While it is generally safe to use electric guitars, certain unusual circumstances can lead to your guitar being shocking. You must be aware of these to mitigate the risk. Some of these causes are:
If the guitar you are using is one that was made over forty years ago, you constantly have to worry about electric shocks. This is because the grounding techniques used in those times have been proven to be inadequate now. Guitars from the 1970s use a two-pronged amplifier, which is now considered to be inadequate for proper grounding. Now, modern guitar amplifiers use three-pronged plugs on the amplifier. This ensures that the device is connected to the home grounding system. Every time there is excess electricity, it will flow through the grounding system rather than to the instrument and the person playing it.
The hardware in an electric guitar can lead to electric shocks. Again, this is mainly with the amplifier And other electric parts of the guitar. This hardware can be cut wires or just a faulty device that is leaking electric current to the body of the guitar. It is highly unlikely but remains a possibility.
When the guitar amplifier is playing to the. With devices that have electricity needs, the device must be well grounded to reduce the risk of electricity running through the device rather than flowing to the ground.
Another thing that can lead to your electric guitar shocking you is when the power outlet itself is not safe. This is often a risk when you plug your guitar into a power source you weren’t using previously, especially at new locations like shows.
One problem with this is that it isn’t easy to know if a new power source or outlet is safe or not, as even a perfectly working outlet can act up while you are using it.
The polarity plug is a device used to separate the hot parts of the electric current from the neutral current. They are often made of blades flatter than the other for easy recognition of both. Outlets are also made so one is wider than the other. It is therefore easy to ensure that the neutral wire of the plug connects with the neutral electric current flow and the hot wire connects with the hot electric flow. A faulty polarity Plug or an unpolarized plug increases the risk of electric shocks.
The presence of water in and around your electric guitar can cause an electric shock. Playing your guitar around a wet surrounding increases the risk of water getting in or on the guitar. It is known that a wet electrical appliance is at a high risk of shocking and giving electric sparks.

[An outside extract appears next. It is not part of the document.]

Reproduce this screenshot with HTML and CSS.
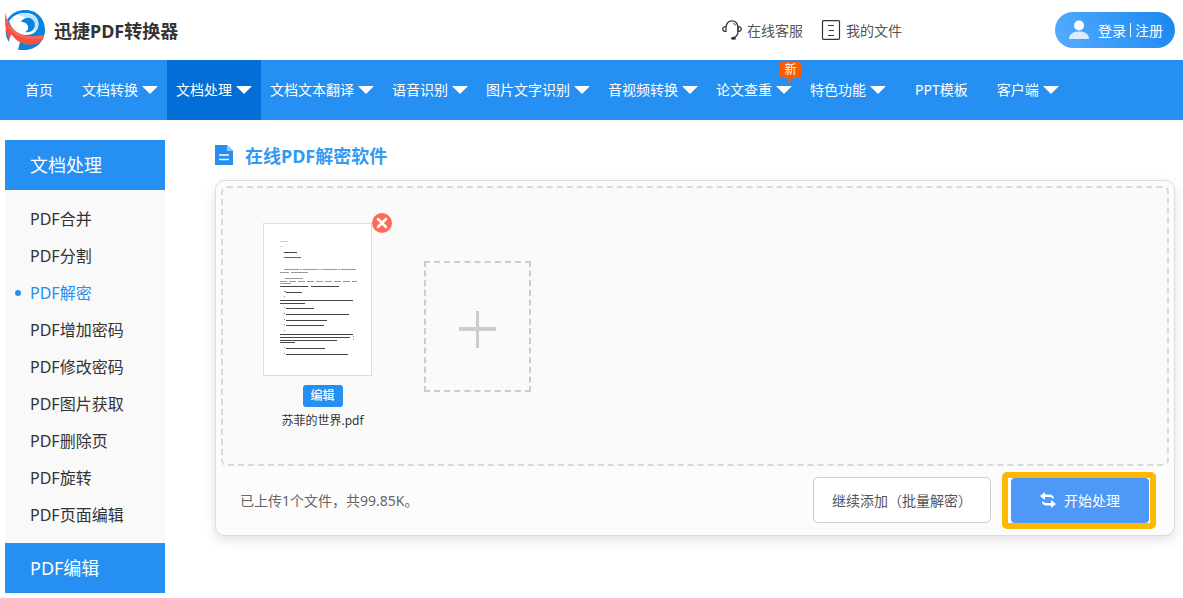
FILE: index.html
```html
<!DOCTYPE html>
<html lang="zh-CN">
<head>
<meta charset="utf-8">
<meta name="viewport" content="width=device-width, initial-scale=1">
<title>迅捷PDF转换器</title>
<link rel="stylesheet" href="styles.css">
</head>
<body>
<header class="top">
  <a class="brand" href="#">
    <svg class="brand-logo" viewBox="0 0 40 40" aria-hidden="true">
      <path fill="#0785dc" d="M2 10C7 2 14 0 21 0c11 0 19 9 19 20S31 40 20 40h-7l2-8L5 22z"/>
      <path fill="#fff" d="M4 11C8 5 15 2.500 22 3c8 .5 12 6 11.500 12-1 7-6 10-12.500 10C13 25 7 20 4 11z"/>
      <path fill="#bfe4fc" d="M12 5C18 1.500 27 3 31.500 8c3 5 2 11-2 14 1-6 0-10-4-13-4-2-9-3-13.500-4z"/>
      <path fill="#0785dc" d="M16 12c2-4 7-5 10-3.500 5 3 5 9 1.500 12-2 1.500-5 2-7.500 1.500 3-1.500 4-4 2.500-7-1.500-2.500-4-3.500-6.500-3z"/>
      <path fill="#0785dc" d="M1 18l4 6-1 8C1 27 0 23 1 18z"/>
      <path fill="#f9503f" d="M.5 3c1 7 5 16 13 20 7 4 17 4 25.500 2-1 5-4 8-8 9-8 2-18 0-24.500-9.500L4 29C0 21-.5 12 .5 3z"/>
      <path fill="#fd8070" d="M.5 3c1 7 5 16 13 20 7 4 17 4 25.500 2l-1 3C26 31 9 28 3 16 1.500 12 .5 8 .5 3z" opacity=".45"/>
    </svg>
    <span class="brand-name">迅捷PDF转换器</span>
  </a>
  <div class="tools">
    <a class="tool" href="#">
      <svg class="tool-icon" viewBox="0 0 20 20" fill="none" stroke="#333" aria-hidden="true">
        <path stroke-width="1.300" d="M4 7C4.500 3 7 .8 10 .8S15.500 3 16 7v4.500c0 3-1.500 5-4 6"/>
        <path stroke-width="1.200" d="M4 6.500C1.800 6.500.7 7.500.7 9s1.100 2.500 3.300 2.500zM16 6.500c2.200 0 3.300 1 3.300 2.500s-1.100 2.500-3.300 2.500z"/>
        <path stroke-width="1" d="M11.500 3l2 2.500"/>
        <ellipse cx="11.500" cy="18.200" rx="2.600" ry="1.500" fill="#333" stroke="none"/>
      </svg>在线客服</a>
    <a class="tool" href="#">
      <svg class="tool-icon" viewBox="0 0 20 20" fill="none" stroke="#333" aria-hidden="true">
        <rect x="1.500" y=".7" width="17" height="18.600" rx="1" stroke-width="1.200"/>
        <path d="M7 5.500h6M8 10.500h5M7 15.500h6" stroke-width="1.200"/>
      </svg>我的文件</a>
  </div>
  <button class="login" type="button">
    <svg class="login-icon" viewBox="0 0 20 20" aria-hidden="true">
      <circle cx="10" cy="5.500" r="5" fill="#fff"/>
      <path fill="#fff" opacity=".8" d="M0 19c0-5 4-7.500 10-7.500S20 14 20 19z"/>
    </svg>
    <span>登录</span><span class="login-rule"></span><span>注册</span>
  </button>
</header>

<nav class="nav">
  <a class="nav-item nav-plain" href="#">首页</a>
  <a class="nav-item nav-menu" href="#">文档转换</a>
  <a class="nav-item nav-menu nav-active" href="#">文档处理</a>
  <a class="nav-item nav-menu" href="#">文档文本翻译</a>
  <a class="nav-item nav-menu" href="#">语音识别</a>
  <a class="nav-item nav-menu" href="#">图片文字识别</a>
  <a class="nav-item nav-menu" href="#">音视频转换</a>
  <a class="nav-item nav-menu" href="#">论文查重<span class="badge">新</span></a>
  <a class="nav-item nav-menu" href="#">特色功能</a>
  <a class="nav-item nav-plain" href="#">PPT模板</a>
  <a class="nav-item nav-menu" href="#">客户端</a>
</nav>

<div class="page">
  <aside class="side">
    <h2 class="side-title">文档处理</h2>
    <ul class="side-list">
      <li><a class="side-link" href="#">PDF合并</a></li>
      <li><a class="side-link" href="#">PDF分割</a></li>
      <li><a class="side-link side-current" href="#">PDF解密</a></li>
      <li><a class="side-link" href="#">PDF增加密码</a></li>
      <li><a class="side-link" href="#">PDF修改密码</a></li>
      <li><a class="side-link" href="#">PDF图片获取</a></li>
      <li><a class="side-link" href="#">PDF删除页</a></li>
      <li><a class="side-link" href="#">PDF旋转</a></li>
      <li><a class="side-link" href="#">PDF页面编辑</a></li>
    </ul>
    <h2 class="side-title">PDF编辑</h2>
  </aside>

  <main class="main">
    <h1 class="title">
      <svg class="title-icon" viewBox="0 0 18 20" aria-hidden="true">
        <path fill="#268ff2" d="M0 0h12l6 6v14H0z"/>
        <path fill="#92c9fb" d="M12 0l6 6h-6z"/>
        <path stroke="#fff" stroke-width="1.500" d="M4 10h10M4 14.500h10"/>
      </svg>在线PDF解密软件</h1>
    <section class="panel">
      <div class="drop">
        <figure class="file">
          <div class="thumb">
            <svg class="thumb-page" viewBox="0 0 107 151" fill="none" stroke="#444" stroke-width="1" aria-hidden="true">
              <path stroke="#ccc" d="M16 17.500h8M16 22.500h2"/>
              <path d="M20 28.500h13"/>
              <path stroke="#666" d="M20 33.500h17"/>
              <path stroke="#999" stroke-dasharray="15 1 2 1" d="M20 45.500h73"/>
              <path stroke="#999" stroke-dasharray="9 2 17 2" d="M16 48.500h29"/>
              <path stroke="#999" d="M21 54.500h18"/>
              <path stroke="#999" stroke-dasharray="7 2" d="M16 57.500h77"/>
              <path stroke="#999" d="M16 59.500h11"/>
              <path stroke-dasharray="28 3" d="M16 62.500h60"/>
              <path stroke="#888" d="M20 67.500h2M20 72.500h1M20 83.500h1M20 89.500h1M20 95.500h1M20 100.500h1M20 106.500h1M20 123.500h1M20 129.500h1M89 112.500h1M89 115.500h1"/>
              <path d="M22 68.500h16M16 76.500h73M16 79.500h25M22 84.500h28M22 90.500h63M22 96.500h41M22 101.500h38M16 110.500h73M16 113.500h70M16 116.500h57M16 118.500h15M22 124.500h39M22 130.500h62"/>
            </svg>
            <button class="remove" type="button" aria-label="删除">
              <svg viewBox="0 0 20 20" stroke="#fff" stroke-width="2.500" stroke-linecap="round" aria-hidden="true"><path d="M6 6l8 8M14 6l-8 8"/></svg>
            </button>
          </div>
          <button class="edit" type="button">编辑</button>
          <figcaption class="file-name">苏菲的世界.pdf</figcaption>
        </figure>
        <button class="add" type="button" aria-label="添加文件"></button>
      </div>
      <div class="actions">
        <p class="status">已上传1个文件，共99.85K。</p>
        <button class="more" type="button">继续添加（批量解密）</button>
        <div class="highlight">
          <button class="start" type="button">
            <svg class="start-icon" viewBox="0 0 16 16" fill="#fff" aria-hidden="true">
              <path d="M5 0v2.500h4c3.500 0 5 1.500 5 4.500-1.500-1.200-3-2-5-2H5v3L0 4z"/>
              <path d="M11 16v-2.500H7c-3.500 0-5-1.500-5-4.500 1.500 1.200 3 2 5 2h4V8l5 4z"/>
            </svg>开始处理</button>
        </div>
      </div>
    </section>
  </main>
</div>
</body>
</html>
```
FILE: styles.css
```css
* { box-sizing: border-box; }
body {
  margin: 0;
  overflow-x: hidden;
  background: #fff;
  color: #333;
  font-family: "Noto Sans", "Noto Sans CJK SC", sans-serif;
  font-size: 14px;
}
a { color: inherit; text-decoration: none; }
button { padding: 0; border: 0; font: inherit; cursor: pointer; }
h1, h2, p, ul, figure { margin: 0; padding: 0; }
ul { list-style: none; }

.top { display: flex; align-items: center; height: 60px; padding: 0 8px 0 5px; }
.brand { display: flex; align-items: center; gap: 9px; }
.brand-logo { width: 40px; height: 40px; }
.brand-name { font-size: 18px; font-weight: 700; }
.tools { display: flex; gap: 18px; margin-left: auto; color: #555; }
.tool { display: flex; align-items: center; gap: 5px; }
.tool-icon { width: 20px; height: 20px; }
.login {
  display: flex; align-items: center; width: 120px; height: 36px;
  margin-left: 153px; padding-left: 14px; border-radius: 18px;
  background: linear-gradient(60deg, #57adff, #1886ee); color: #fff;
}
.login-icon { width: 20px; height: 20px; margin-right: 9px; }
.login-rule { width: 1px; height: 14px; margin: 0 4px; background: #fff; }

.nav { display: flex; height: 60px; padding-left: 5px; background: #268ff2; color: #fff; }
.nav-item { position: relative; display: flex; align-items: center; white-space: nowrap; }
.nav-plain { padding: 0 20px 2px; }
.nav-menu { padding: 0 9px 2px; }
.nav-menu::after {
  content: ""; margin: 2px 0 0 4px;
  border: 8px solid transparent; border-top-color: #fff; border-bottom: 0;
}
.nav-active { background: #036fd6; }
.badge {
  position: absolute; top: 2px; right: 0; width: 21px; height: 16px;
  border-radius: 2px; background: #ff5a00; font-size: 12px; line-height: 16px; text-align: center;
}
.badge::after {
  content: ""; position: absolute; top: 16px; left: 8px;
  border-top: 5px solid #ff5a00; border-right: 5px solid transparent;
}

.page { display: flex; gap: 50px; padding: 20px 8px 0 5px; }
.side { flex: none; width: 160px; background: #f9f9f9; }
.side-title {
  height: 50px; padding-left: 25px; background: #268ff2; color: #fff;
  font-size: 18px; font-weight: 400; line-height: 50px;
}
.side-list { padding: 11px 0 9px; }
.side-link {
  position: relative; display: block; height: 37px; padding-left: 25px;
  font-size: 16px; line-height: 37px;
}
.side-current { color: #268ff2; }
.side-current::before {
  content: ""; position: absolute; top: 15px; left: 10px;
  width: 6px; height: 6px; border-radius: 50%; background: #268ff2;
}

.main { flex: 1; min-width: 0; }
.title {
  display: flex; align-items: center; gap: 12px; height: 30px; margin-bottom: 10px;
  color: #329af3; font-size: 18px; font-weight: 700;
}
.title-icon { width: 18px; height: 20px; }
.panel {
  padding: 5px; border: 1px solid #dcdcdc; border-radius: 10px;
  background: #fcfcfc; box-shadow: 0 4px 12px rgba(0, 0, 0, .12);
}
.drop {
  display: flex; align-items: flex-start; gap: 42px; padding: 35px 40px 33px;
  border: 2px dashed #d9d9d9; border-radius: 6px; background: #fafafa;
}
.file { display: flex; flex-direction: column; align-items: center; width: 119px; }
.thumb {
  position: relative; align-self: flex-start; width: 109px; height: 153px;
  border: 1px solid #ddd; background: #fff;
}
.thumb-page { display: block; width: 100%; height: 100%; }
.remove {
  position: absolute; top: -11px; right: -21px; width: 20px; height: 20px;
  border-radius: 50%; background: #fe6b53;
}
.remove svg { display: block; width: 20px; height: 20px; }
.edit {
  width: 40px; height: 22px; margin-top: 9px; border-radius: 3px;
  background: #268ff2; color: #fff; font-size: 12px; font-weight: 500; line-height: 22px;
}
.file-name { margin-top: 4px; font-size: 12px; line-height: 20px; white-space: nowrap; }
.add {
  width: 107px; height: 131px; margin-top: 38px; border: 2px dashed #ccc;
  background:
    linear-gradient(#ccc, #ccc) center 64px / 37px 4px no-repeat,
    linear-gradient(#ccc, #ccc) center 48px / 3px 37px no-repeat;
}
.actions { display: flex; align-items: center; height: 64px; padding: 4px 13px 0 19px; }
.status { flex: 1; color: #666; }
.more {
  width: 178px; height: 46px; margin-right: 11px; border: 1px solid #ccc;
  border-radius: 5px; background: #fff; color: #555;
}
.highlight {
  padding: 6px 7px 6px 9px; border-radius: 5px;
  background: #fff; box-shadow: inset 0 0 0 6px #ffb900;
}
.start {
  display: flex; align-items: center; justify-content: center; gap: 8px;
  width: 138px; height: 45px; border-radius: 4px; background: #4e98f7; color: #fff;
}
.start-icon { width: 16px; height: 16px; }
```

When one knows all possible causes of electric guitar shocking, it is easier to postulate the ways to prevent it. Rather than waiting till issues come up, you should take precautions before anything happens. The precautions you can take are:
- Avoid old electric guitars: The allure of having a classic electric guitar from, say, the 1950s might be high. But it is best to avoid such devices for the sake of safety. However, if you have to use a “vintage” electric guitar, contact an electronics expert to help you with the grounding and polarity.

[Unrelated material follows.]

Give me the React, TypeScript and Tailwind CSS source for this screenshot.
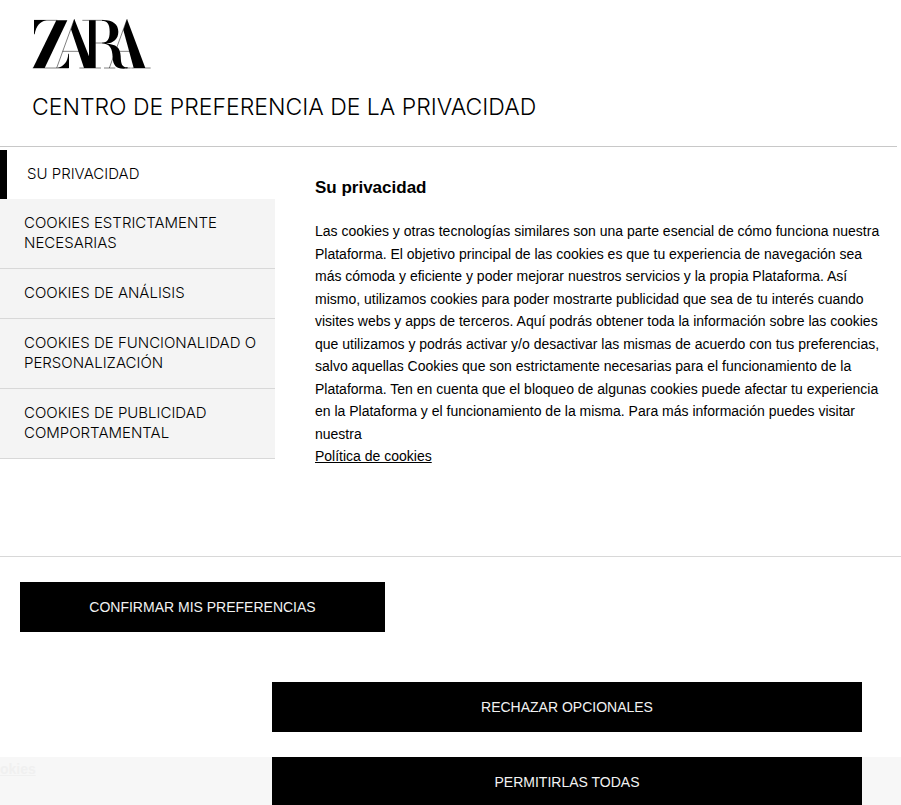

- Always check your power source: The power source toy mustn’t be faulty. If you only play at home, this is a very simple one as you will probably use the same power outlet all the time. However, playing at different locations brings about the risk of your connecting to a faulty or wrongly wired power outlet. Before connecting your guitar, make enquiries and, if possible, test the outlet with another device.

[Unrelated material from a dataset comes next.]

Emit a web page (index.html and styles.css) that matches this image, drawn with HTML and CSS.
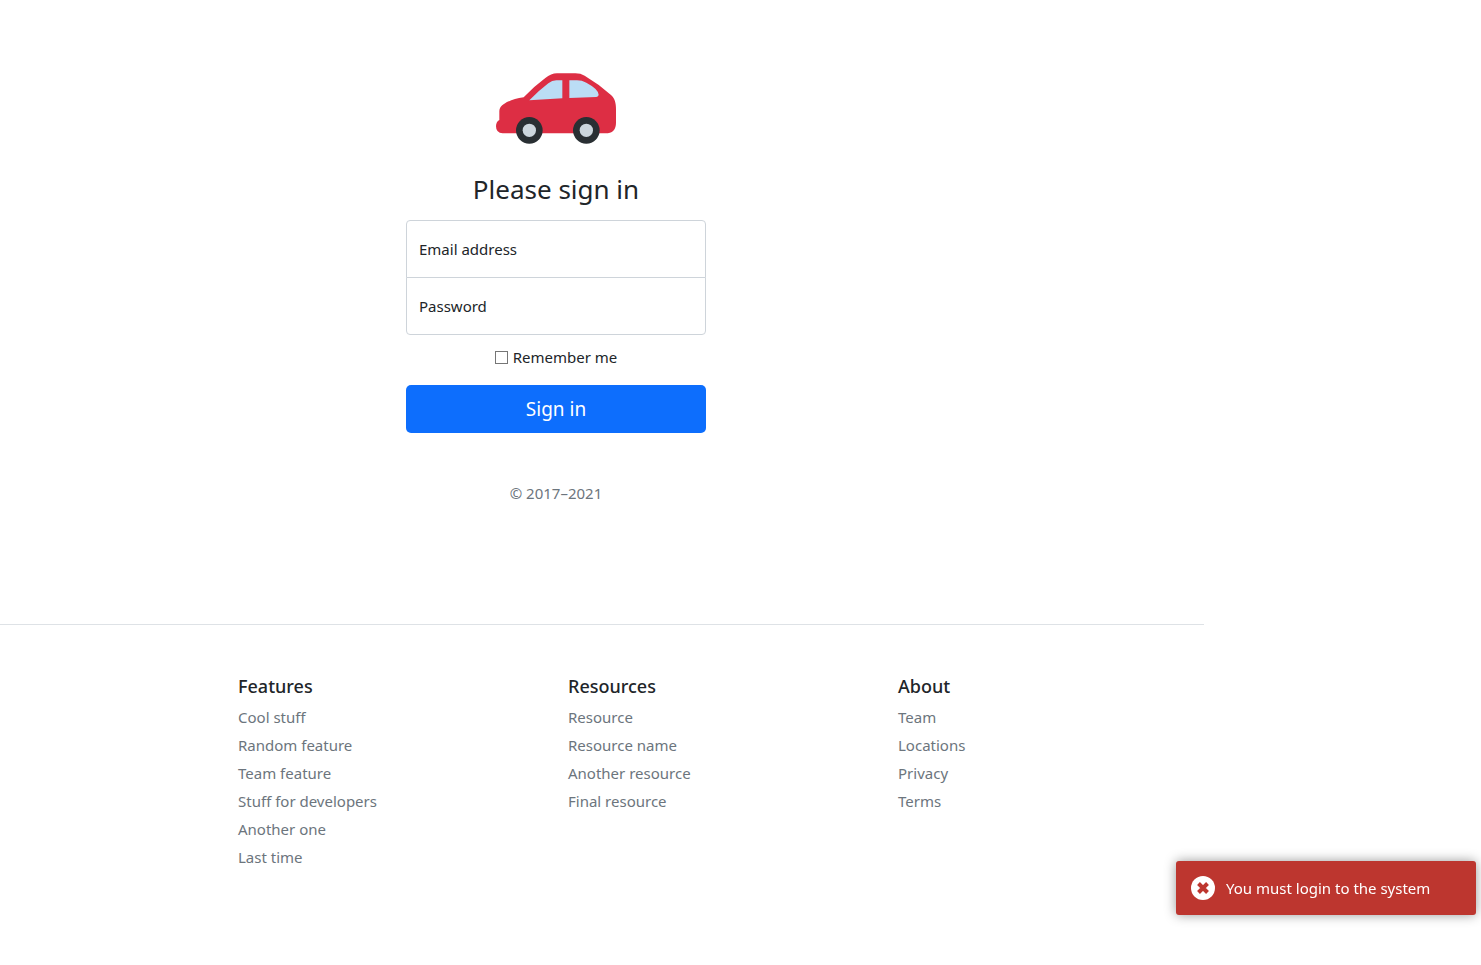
FILE: index.html
```html
<!DOCTYPE html>
<html lang="en">
<head>
<meta charset="utf-8">
<meta name="viewport" content="width=device-width, initial-scale=1">
<title>Sign in</title>
<link rel="stylesheet" href="styles.css">
</head>
<body>
<div class="page">
  <main class="signin">
    <form class="signin-form">
      <svg class="logo" viewBox="30 39 360 213" aria-hidden="true">
        <path fill="#dd2e44" d="M30 199Q30 185 40 180V153Q40 139 55 131Q75 118 113 112Q144 79 178 54Q195 40 213 40H268Q284 40 296 47Q337 71 374 104C386 114 390 128 390 148V188Q390 220 358 220H50Q30 219 30 199Z"/>
        <path fill="#bbddf5" d="M130 121Q158 92 187 70Q198 61 211 61H229V115ZM250 61H273Q288 61 301 68Q337 87 338 104Q338 110 331 111L250 114Z"/>
        <circle fill="#292f33" cx="130" cy="211" r="40"/>
        <circle fill="#292f33" cx="301" cy="211" r="40"/>
        <circle fill="#ccd6dd" cx="130" cy="211" r="20"/>
        <circle fill="#ccd6dd" cx="301" cy="211" r="20"/>
      </svg>
      <h1 class="title">Please sign in</h1>
      <div class="field field-first">
        <input class="field-input" type="email" id="email">
        <label class="field-label" for="email">Email address</label>
      </div>
      <div class="field field-last">
        <input class="field-input" type="password" id="password">
        <label class="field-label" for="password">Password</label>
      </div>
      <label class="remember"><input class="remember-box" type="checkbox">Remember me</label>
      <button class="submit" type="submit">Sign in</button>
      <p class="copyright">© 2017–2021</p>
    </form>
  </main>
  <footer class="footer">
    <section>
      <h2 class="footer-title">Features</h2>
      <ul class="footer-list">
        <li><a class="footer-link" href="#">Cool stuff</a></li>
        <li><a class="footer-link" href="#">Random feature</a></li>
        <li><a class="footer-link" href="#">Team feature</a></li>
        <li><a class="footer-link" href="#">Stuff for developers</a></li>
        <li><a class="footer-link" href="#">Another one</a></li>
        <li><a class="footer-link" href="#">Last time</a></li>
      </ul>
    </section>
    <section>
      <h2 class="footer-title">Resources</h2>
      <ul class="footer-list">
        <li><a class="footer-link" href="#">Resource</a></li>
        <li><a class="footer-link" href="#">Resource name</a></li>
        <li><a class="footer-link" href="#">Another resource</a></li>
        <li><a class="footer-link" href="#">Final resource</a></li>
      </ul>
    </section>
    <section>
      <h2 class="footer-title">About</h2>
      <ul class="footer-list">
        <li><a class="footer-link" href="#">Team</a></li>
        <li><a class="footer-link" href="#">Locations</a></li>
        <li><a class="footer-link" href="#">Privacy</a></li>
        <li><a class="footer-link" href="#">Terms</a></li>
      </ul>
    </section>
  </footer>
</div>
<div class="toast" role="alert">
  <svg class="toast-icon" viewBox="0 0 24 24" aria-hidden="true">
    <circle cx="12" cy="12" r="12" fill="#fff"/>
    <path d="M7.5 7.5L16.5 16.5M16.5 7.5L7.5 16.5" stroke="#bd362f" stroke-width="4"/>
  </svg>
  <span>You must login to the system</span>
</div>
</body>
</html>
```
FILE: styles.css
```css
* {
  box-sizing: border-box;
}

body {
  margin: 0;
  background: #fff;
  color: #212529;
  font: 400 15px/24px "Segoe UI", "Noto Sans", "Open Sans", sans-serif;
}

.page {
  margin-right: 277px;
}

.signin {
  display: flex;
  justify-content: center;
  padding: 73px 92px 119px 0;
}

.signin-form {
  display: flex;
  flex-direction: column;
  width: 300px;
  text-align: center;
}

.logo {
  width: 120px;
  height: 71px;
  margin: 0 auto 28px;
}

.title {
  margin: 0 0 14px;
  font-size: 26px;
  font-weight: 400;
  line-height: 34px;
}

.field {
  position: relative;
}

.field-input {
  display: block;
  width: 100%;
  height: 58px;
  padding: 16px 12px;
  border: 1px solid #ced4da;
  border-radius: 4px;
  background: #fff;
  color: inherit;
  font: inherit;
}

.field-first .field-input {
  border-bottom-left-radius: 0;
  border-bottom-right-radius: 0;
}

.field-last {
  margin-top: -1px;
}

.field-last .field-input {
  border-top-left-radius: 0;
  border-top-right-radius: 0;
}

.field-label {
  position: absolute;
  top: 17px;
  left: 13px;
}

.remember {
  display: flex;
  align-items: center;
  justify-content: center;
  gap: 5px;
  margin: 10px 0 16px;
}

.remember-box {
  appearance: none;
  width: 13px;
  height: 13px;
  margin: 0;
  border: 1px solid #767676;
  background: #fff;
}

.remember-box:checked {
  background: #0d6efd;
}

.submit {
  height: 48px;
  border: 0;
  border-radius: 5px;
  background: #0d6efd;
  color: #fff;
  font: inherit;
  font-size: 19px;
}

.copyright {
  margin: 48px 0 0;
  color: #6c757d;
}

.footer {
  display: grid;
  grid-template-columns: repeat(3, 1fr);
  column-gap: 24px;
  padding: 49px 0 48px 238px;
  border-top: 1px solid #dee2e6;
}

.footer-title {
  margin: 0 0 7px;
  font-size: 18px;
  font-weight: 500;
  line-height: 24px;
}

.footer-list {
  display: grid;
  gap: 4px;
  margin: 0;
  padding: 0;
  list-style: none;
}

.footer-link {
  color: #6c757d;
  text-decoration: none;
}

.toast {
  position: fixed;
  right: 5px;
  bottom: 50px;
  display: flex;
  align-items: center;
  gap: 11px;
  width: 300px;
  padding: 15px;
  border-radius: 3px;
  background: #bd362f;
  box-shadow: 0 0 12px #999;
  color: #fff;
}

.toast-icon {
  width: 24px;
  height: 24px;
}
```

- Regularly check the wires for wear and tear: Again, an unassuming look wire in your connection can have a part of it peeled off. Frequently checking all wires thoroughly is a way of guarding against electric shocks as you will be able to detect the issue before it causes any harm. This can be done by checking every time you are packing away your instruments and when you are setting them up. If in the home alone, you can make the check in weeks or even months depending on usage frequency and the probability that someone or something might have got to the wires.
- Avoid playing near and around water: It might be desirable for you to sit by the pool or in the bathtub but an electric guitar simply isn’t suited for that. Apart from the risk of electric shock, a wet guitar is at risk of damage to one of its electronic parts.
- Use a wireless transmitter: Using a wireless transmitter from your guitar to the amplifier ensures that there will be no current flow from the amplifier to you when you are playing.
- Do not plug your guitar directly into the power outlet: This is another precautionary measure you can take to avoid electric shocks. By using a power strip or surge protector, you ensure that your instrument is always protected from faulty outlets and power surges. It is a very useful precaution especially if you are playing in an unfamiliar location.
The application of these precautions should be in line with your peculiar situation. Ultimately, you have to ensure that you do the best things to guard against any unfortunate accidents.
With instruments like guitars, it is always said one should be careful with how they are around children. Especially at a tender age when they don’t know much, both acoustic and electric guitars shouldn’t be placed in their reach. However, at a more advanced age, the only things to worry about are electric shocks and the occasional accident.
With electric shocks, a guitar amplifier and electric socket in working condition ensure that there will be no issues. By following the precautions laid down in the previous section, you can reduce the risks of your kids facing electric shocks to close to zero.
Still, it is good practice to always check on kids when they are playing on or near electric guitars. Adolescents can be foolhardy sometimes, so apart from talking to them about all possible dangers, you should ensure that monitoring isn’t lacking.
Electric guitars are generally considered safe. This is unsurprising as millions of people own and play them worldwide. However, there are always slight issues that can come up, and you have to be aware of these to avoid electric shocks. Also slightly concerning are cases of temporary hearing loss due to unusually loud guitar and the risk of a faulty amplifier causing sparks in other electronic devices.